## begin
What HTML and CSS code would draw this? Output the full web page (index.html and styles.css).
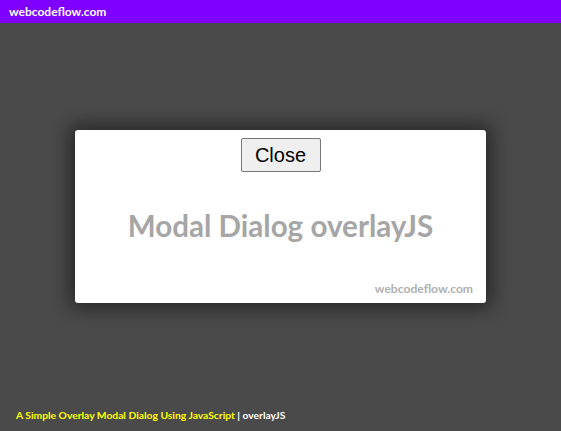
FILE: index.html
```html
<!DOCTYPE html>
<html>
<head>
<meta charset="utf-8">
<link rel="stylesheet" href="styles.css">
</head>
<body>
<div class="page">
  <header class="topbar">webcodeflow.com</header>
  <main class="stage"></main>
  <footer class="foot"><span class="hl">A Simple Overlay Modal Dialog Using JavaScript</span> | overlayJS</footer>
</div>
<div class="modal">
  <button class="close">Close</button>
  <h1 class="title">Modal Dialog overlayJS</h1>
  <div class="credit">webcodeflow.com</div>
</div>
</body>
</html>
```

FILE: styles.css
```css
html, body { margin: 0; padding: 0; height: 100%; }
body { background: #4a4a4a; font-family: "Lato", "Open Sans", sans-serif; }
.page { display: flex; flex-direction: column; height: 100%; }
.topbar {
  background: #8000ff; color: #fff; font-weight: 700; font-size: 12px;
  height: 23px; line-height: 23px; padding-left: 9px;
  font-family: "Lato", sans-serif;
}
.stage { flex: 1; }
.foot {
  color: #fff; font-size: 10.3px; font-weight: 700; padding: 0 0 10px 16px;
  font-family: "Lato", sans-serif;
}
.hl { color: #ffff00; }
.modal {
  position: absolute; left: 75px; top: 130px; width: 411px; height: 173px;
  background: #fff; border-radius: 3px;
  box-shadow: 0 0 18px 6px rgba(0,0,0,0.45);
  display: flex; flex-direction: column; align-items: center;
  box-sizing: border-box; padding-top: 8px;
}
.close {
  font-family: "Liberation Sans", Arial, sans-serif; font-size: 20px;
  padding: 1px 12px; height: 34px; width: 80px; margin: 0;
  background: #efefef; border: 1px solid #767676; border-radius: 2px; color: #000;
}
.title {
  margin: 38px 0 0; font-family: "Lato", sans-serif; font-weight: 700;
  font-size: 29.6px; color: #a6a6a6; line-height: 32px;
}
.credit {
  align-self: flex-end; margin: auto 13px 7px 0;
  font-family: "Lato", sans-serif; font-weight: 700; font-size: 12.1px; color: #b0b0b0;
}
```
## end
### The task
Quote the data above in full and without alteration; skip the pictures.

### The answer
What HTML and CSS code would draw this? Output the full web page (index.html and styles.css).
FILE: index.html
```html
<!DOCTYPE html>
<html>
<head>
<meta charset="utf-8">
<link rel="stylesheet" href="styles.css">
</head>
<body>
<div class="page">
  <header class="topbar">webcodeflow.com</header>
  <main class="stage"></main>
  <footer class="foot"><span class="hl">A Simple Overlay Modal Dialog Using JavaScript</span> | overlayJS</footer>
</div>
<div class="modal">
  <button class="close">Close</button>
  <h1 class="title">Modal Dialog overlayJS</h1>
  <div class="credit">webcodeflow.com</div>
</div>
</body>
</html>
```

FILE: styles.css
```css
html, body { margin: 0; padding: 0; height: 100%; }
body { background: #4a4a4a; font-family: "Lato", "Open Sans", sans-serif; }
.page { display: flex; flex-direction: column; height: 100%; }
.topbar {
  background: #8000ff; color: #fff; font-weight: 700; font-size: 12px;
  height: 23px; line-height: 23px; padding-left: 9px;
  font-family: "Lato", sans-serif;
}
.stage { flex: 1; }
.foot {
  color: #fff; font-size: 10.3px; font-weight: 700; padding: 0 0 10px 16px;
  font-family: "Lato", sans-serif;
}
.hl { color: #ffff00; }
.modal {
  position: absolute; left: 75px; top: 130px; width: 411px; height: 173px;
  background: #fff; border-radius: 3px;
  box-shadow: 0 0 18px 6px rgba(0,0,0,0.45);
  display: flex; flex-direction: column; align-items: center;
  box-sizing: border-box; padding-top: 8px;
}
.close {
  font-family: "Liberation Sans", Arial, sans-serif; font-size: 20px;
  padding: 1px 12px; height: 34px; width: 80px; margin: 0;
  background: #efefef; border: 1px solid #767676; border-radius: 2px; color: #000;
}
.title {
  margin: 38px 0 0; font-family: "Lato", sans-serif; font-weight: 700;
  font-size: 29.6px; color: #a6a6a6; line-height: 32px;
}
.credit {
  align-self: flex-end; margin: auto 13px 7px 0;
  font-family: "Lato", sans-serif; font-weight: 700; font-size: 12.1px; color: #b0b0b0;
}
```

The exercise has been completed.